The "June 4 Museum", that was created in 2012 by the Hong Kong Alliance in Support of Patriotic Democratic Movements of China and which was solely dedicated to the massacre, suddenly closed, two days before Friday's anniversary.

A notice on its website said that after inspections, authorities claimed the museum did not have the right licences and "was suspected to have violated the 'Places of Public Entertainment Ordinance'".

​​​​​​"It is what is inside the museum that worries me," says Holzman. "I'm very worried that the authorities would like to steal all of it." One of the most precious items in the June 4 Museum is a bullet, taken out of the thigh of Zhang Jian, who was shot at the square in that night.  

After the massacre, Zhang fled to Europe as a political refugee and obtained French citizenship. "We convinced him to have the bullet taken out of his thigh because he was wounded during the events of Tiananmen," says Holzman.

"Right from the beginning, Zhang said: 'I want this bullet to be put in a museum in memory of Tiananmen.' So it has been there with an explanation that it came directly from Tiananmen via Paris, and from the thigh of Zhang Jian. Zhang was an eyewitness, and with his shot wounds nobody could say to him, nothing happened on Tiananmen Square."

But Zhang Jian died in 2019. "So, losing that bullet for us means an awful lot.  

"The Chinese government just wants to say that nothing happened in Tiananmen Square. So if they manage to erase all traces of what happened then in a few years, people will say, 'We never heard of Tiananmen,'" she says.  

"And if you start forgetting Tiananmen, you start forgetting the true nature of the Chinese Communist regime. Its true nature is, if you want to oppose us, we will send the tanks the army and we will kill."

While in Hong Kong people see their chances of commemorating the event drastically reduced, in mainland China any hint of dissent will be dealt with brutally, says Holzman, while any reference to the episode is written away in the official annals as a "counter-revolutionary rebellion" instigated by a "small handful of ruffians".

Thanks to its suppression, stability was restored, and, according to Beijing's propaganda, that laid the groundwork for China's current economic success.

"Almost until last year, there were people who tried to commemorate in a very discreet way," like putting discreet stickers like '64liquor' on wine bottles ('64' referring to the 4th of June, the 6th month), or actions like the one by dissident Jiang Qicheng, who called on people to light candles and who was jailed for four years.

"After coming out he said, 'I paid for years of lack of freedom.

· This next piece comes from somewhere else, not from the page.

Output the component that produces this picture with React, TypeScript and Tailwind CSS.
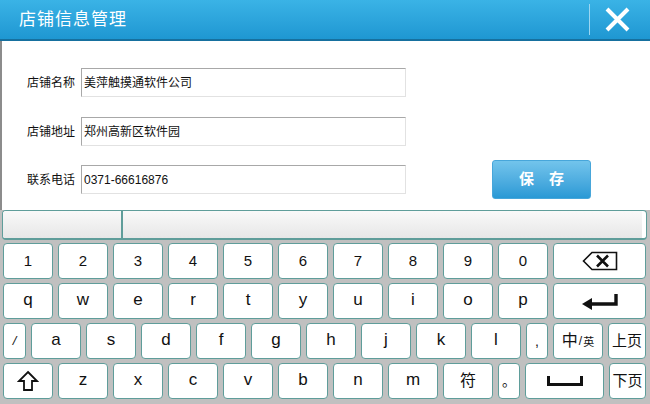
import React from 'react';

const font = { fontFamily: '"Liberation Sans", "Noto Sans CJK SC", sans-serif' };

const Key: React.FC<{ w: string; children?: React.ReactNode; className?: string }> = ({ w, children, className }) => (
  <div
    className={`${w} h-[36px] shrink-0 bg-white border-[1.5px] border-[#5f9d9a] rounded-[4px] flex items-center justify-center text-[#111] ${className ?? ''}`}
  >
    {children}
  </div>
);

const BackspaceIcon = () => (
  <svg width="36" height="20" viewBox="0 0 36 20">
    <path d="M1.5 10 L10 1.5 H34.5 V18.5 H10 Z" fill="none" stroke="#111" strokeWidth="1.6" strokeLinejoin="miter" />
    <path d="M15 4.5 L26 15.5 M26 4.5 L15 15.5" stroke="#111" strokeWidth="2.6" />
  </svg>
);

const EnterIcon = () => (
  <svg width="38" height="18" viewBox="0 0 38 18">
    <path d="M1 12 L11 6 V18 Z" fill="#111" />
    <path d="M10 12 H35 V2" fill="none" stroke="#111" strokeWidth="3.4" />
  </svg>
);

const ShiftIcon = () => (
  <svg width="22" height="22" viewBox="0 0 22 22">
    <path d="M11 2 L20 11 H15 V20 H7 V11 H2 Z" fill="none" stroke="#111" strokeWidth="1.8" strokeLinejoin="miter" />
  </svg>
);

const SpaceIcon = () => (
  <svg width="36" height="12" viewBox="0 0 36 12">
    <path d="M1.5 1 V9.5 H34.5 V1" fill="none" stroke="#111" strokeWidth="3" />
  </svg>
);

const App: React.FC = () => {
  const row1 = ['1', '2', '3', '4', '5', '6', '7', '8', '9', '0'];
  const row2 = ['q', 'w', 'e', 'r', 't', 'y', 'u', 'i', 'o', 'p'];
  const row3 = ['a', 's', 'd', 'f', 'g', 'h', 'j', 'k', 'l'];
  const row4 = ['z', 'x', 'c', 'v', 'b', 'n', 'm'];

  return (
    <div className="w-[650px] h-[404px] overflow-hidden flex flex-col bg-white" style={font}>
      {/* title bar */}
      <div className="h-[41px] shrink-0 flex items-center bg-gradient-to-b from-[#3ab3e6] to-[#1e97d2] border-b-2 border-[#16709f]">
        <span className="ml-[19px] text-white text-[17px] tracking-[1px]">店铺信息管理</span>
        <div className="ml-auto h-[31px] w-px bg-[#9bd6f2] mr-[14px]" />
        <svg width="27" height="25" viewBox="0 0 27 25" className="mr-[19px]">
          <path d="M3 2 L24 23 M24 2 L3 23" stroke="#fff" strokeWidth="4" />
        </svg>
      </div>

      {/* form */}
      <div className="h-[169px] shrink-0 border-l-2 border-[#8c8c8c] pl-[25px] pt-[27px] text-[12px] text-[#111]">
        <div className="flex items-center h-[29px]">
          <span className="w-[54px]">店铺名称</span>
          <div className="w-[325px] h-[29px] border border-t-[#a8a8a8] border-l-[#a8a8a8] border-r-[#e2e2e2] border-b-[#e2e2e2] flex items-center pl-[2px]">
            美萍触摸通软件公司
          </div>
        </div>
        <div className="flex items-center h-[29px] mt-[20px]">
          <span className="w-[54px]">店铺地址</span>
          <div className="w-[325px] h-[29px] border border-t-[#a8a8a8] border-l-[#a8a8a8] border-r-[#e2e2e2] border-b-[#e2e2e2] flex items-center pl-[2px]">
            郑州高新区软件园
          </div>
        </div>
        <div className="flex items-center h-[29px] mt-[19px]">
          <span className="w-[54px]">联系电话</span>
          <div className="w-[325px] h-[29px] border border-t-[#a8a8a8] border-l-[#a8a8a8] border-r-[#e2e2e2] border-b-[#e2e2e2] flex items-center pl-[2px]">
            0371-66616876
          </div>
          <button className="ml-[86px] w-[99px] h-[39px] rounded-[3px] border border-[#47a6da] bg-gradient-to-b from-[#72c4ec] to-[#2899d5] text-white text-[15px] font-bold">
            保　存
          </button>
        </div>
      </div>

      {/* candidate bar */}
      <div className="h-[30px] shrink-0 bg-[#c0c0c0] flex">
        <div className="flex-1 ml-[2px] mr-[3px] rounded-[4px] border border-[#5f9d9a] border-b-2 bg-white flex overflow-hidden">
          <div className="w-[120px] bg-gradient-to-b from-[#f9f9f9] to-[#e7e7e7] border-r-2 border-[#5f9d9a]" />
          <div className="flex-1 bg-gradient-to-b from-[#f9f9f9] to-[#e7e7e7] mr-[4px]" />
        </div>
      </div>

      {/* keyboard */}
      <div className="flex-1 bg-[#c0c0c0] pl-[3px] pr-[4px] pt-[3px] flex flex-col gap-[4px] text-[16px]">
        <div className="flex gap-[5px]">
          {row1.map(k => (
            <Key key={k} w="w-[50px]" className="text-[15px]">{k}</Key>
          ))}
          <Key w="flex-1"><BackspaceIcon /></Key>
        </div>
        <div className="flex gap-[5px]">
          {row2.map(k => (
            <Key key={k} w="w-[50px]" className="text-[17px] pb-[2px]">{k}</Key>
          ))}
          <Key w="flex-1"><EnterIcon /></Key>
        </div>
        <div className="flex gap-[5px]">
          <Key w="w-[23px]" className="text-[13px] italic">/</Key>
          {row3.map(k => (
            <Key key={k} w="w-[50px]" className="text-[17px] pb-[2px]">{k}</Key>
          ))}
          <Key w="w-[22px]" className="text-[14px]">,</Key>
          <Key w="w-[50px]">
            <span className="text-[16px]">中</span>
            <span className="text-[12px] mx-[1px]">/</span>
            <span className="text-[11px] mt-[3px]">英</span>
          </Key>
          <Key w="flex-1" className="text-[15px]">上页</Key>
        </div>
        <div className="flex gap-[5px]">
          <Key w="w-[50px]"><ShiftIcon /></Key>
          {row4.map(k => (
            <Key key={k} w="w-[50px]" className="text-[17px] pb-[2px]">{k}</Key>
          ))}
          <Key w="w-[50px]" className="text-[16px]">符</Key>
          <Key w="w-[22px]" className="text-[14px]">。</Key>
          <Key w="w-[79px]"><SpaceIcon /></Key>
          <Key w="flex-1" className="text-[15px]">下页</Key>
        </div>
      </div>
    </div>
  );
};

export default App;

But I'm happy I was able to do it'," says Holzman.

But in today's China, where every citizens' movement is increasingly scrutinised by electronic surveillance devices, this is hardly possible.

"It's like in an Orwell film, you'll have a drone, or you'll have a cop coming out to prevent you from doing anything," Holzman says, adding that people who went through 1989 as students or kids "do remember, but they might talk about it together in their homes and very discreetly".